Only a number is required: how many lines of the material contain the word "React"?

— begin —

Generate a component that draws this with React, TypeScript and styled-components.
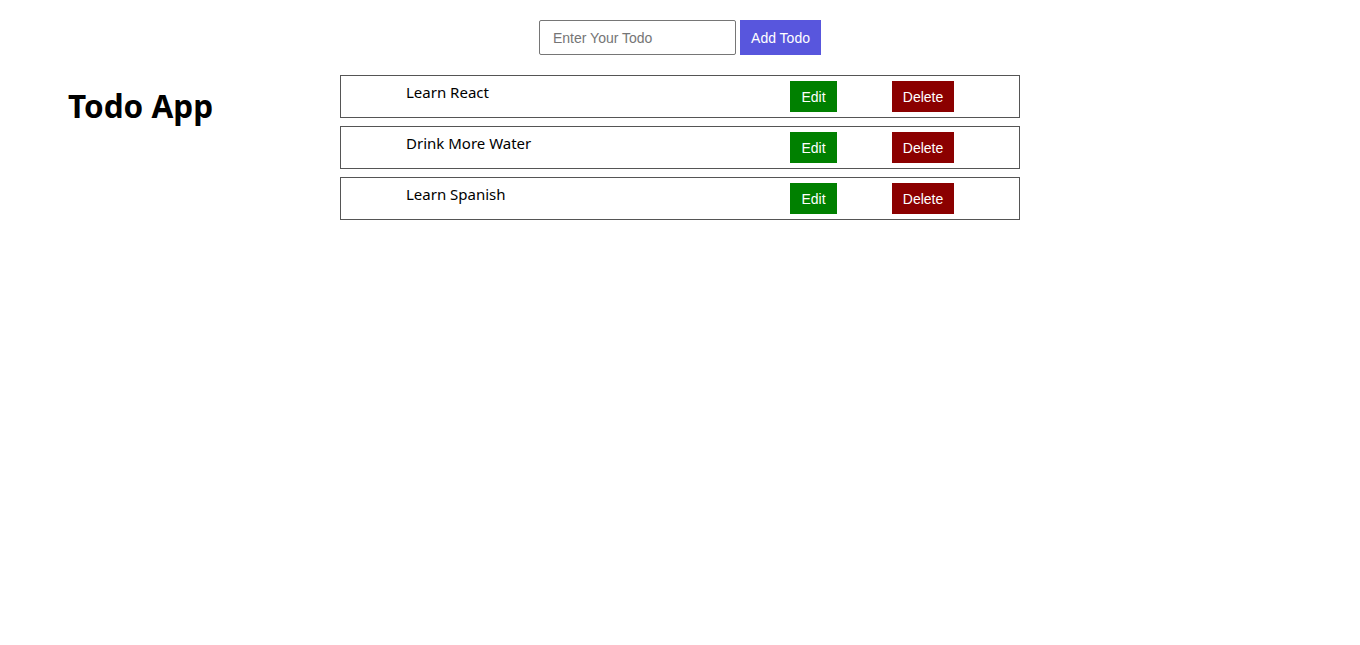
import styled, {createGlobalStyle} from 'styled-components';

const todos = ['Learn React', 'Drink More Water', 'Learn Spanish'];

const GlobalStyle = createGlobalStyle`
  body {
    margin: 0;
    background: #fff;
    font-family: "Noto Sans", "Liberation Sans", sans-serif;
  }
`;

const App = () => {
    return (
        <>
            <GlobalStyle/>
            <Page>
                <AddForm onSubmit={(e) => e.preventDefault()}>
                    <TodoInput type="text" placeholder="Enter Your Todo"/>
                    <AddButton type="submit">Add Todo</AddButton>
                </AddForm>
                <Main>
                    <Title>Todo App</Title>
                    <TodoList>
                        {todos.map((todo) => (
                            <TodoRow key={todo}>
                                <TodoText>{todo}</TodoText>
                                <ActionButton $variant="edit">Edit</ActionButton>
                                <ActionButton $variant="delete">Delete</ActionButton>
                            </TodoRow>
                        ))}
                    </TodoList>
                </Main>
            </Page>
        </>
    );
};

export default App;

const Page = styled.div`
  width: 100%;
  padding-top: 20px;
`;

const AddForm = styled.form`
  display: flex;
  justify-content: center;
  align-items: stretch;
  gap: 4px;
  height: 35px;
`;

const TodoInput = styled.input`
  box-sizing: border-box;
  width: 197px;
  height: 35px;
  padding: 0 13px;
  border: 1px solid #767676;
  border-radius: 2px;
  font-family: "Liberation Sans", Arial, sans-serif;
  font-size: 14px;
  color: #000;

  &::placeholder {
    color: #757575;
  }
`;

const AddButton = styled.button`
  box-sizing: border-box;
  width: 81px;
  height: 35px;
  padding: 0;
  border: none;
  background-color: #5856dd;
  color: #fff;
  font-family: "Liberation Sans", Arial, sans-serif;
  font-size: 14px;
`;

const Main = styled.div`
  display: grid;
  grid-template-columns: 340px 680px;
  margin-top: 20px;
`;

const Title = styled.h1`
  margin: 9px 0 0 68px;
  font-size: 31.5px;
  font-weight: 700;
  color: #000;
`;

const TodoList = styled.ul`
  list-style: none;
  margin: 0;
  padding: 0;
  display: flex;
  flex-direction: column;
  gap: 8px;
`;

const TodoRow = styled.li`
  box-sizing: border-box;
  display: grid;
  grid-template-columns: 384px 102px 62px;
  align-items: center;
  height: 43px;
  padding: 5px 0 5px 65px;
  border: 1px solid #555;
`;

const TodoText = styled.span`
  align-self: start;
  margin-top: 1px;
  font-size: 15px;
  line-height: 20px;
  color: #000;
`;

const ActionButton = styled.button<{ $variant: 'edit' | 'delete' }>`
  box-sizing: border-box;
  justify-self: start;
  width: ${({$variant}) => ($variant === 'edit' ? '47px' : '62px')};
  height: 31px;
  padding: 0;
  border: none;
  background-color: ${({$variant}) => ($variant === 'edit' ? '#008000' : '#8b0000')};
  color: #fff;
  font-family: "Liberation Sans", Arial, sans-serif;
  font-size: 14px;
`;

— end —

Final result: 2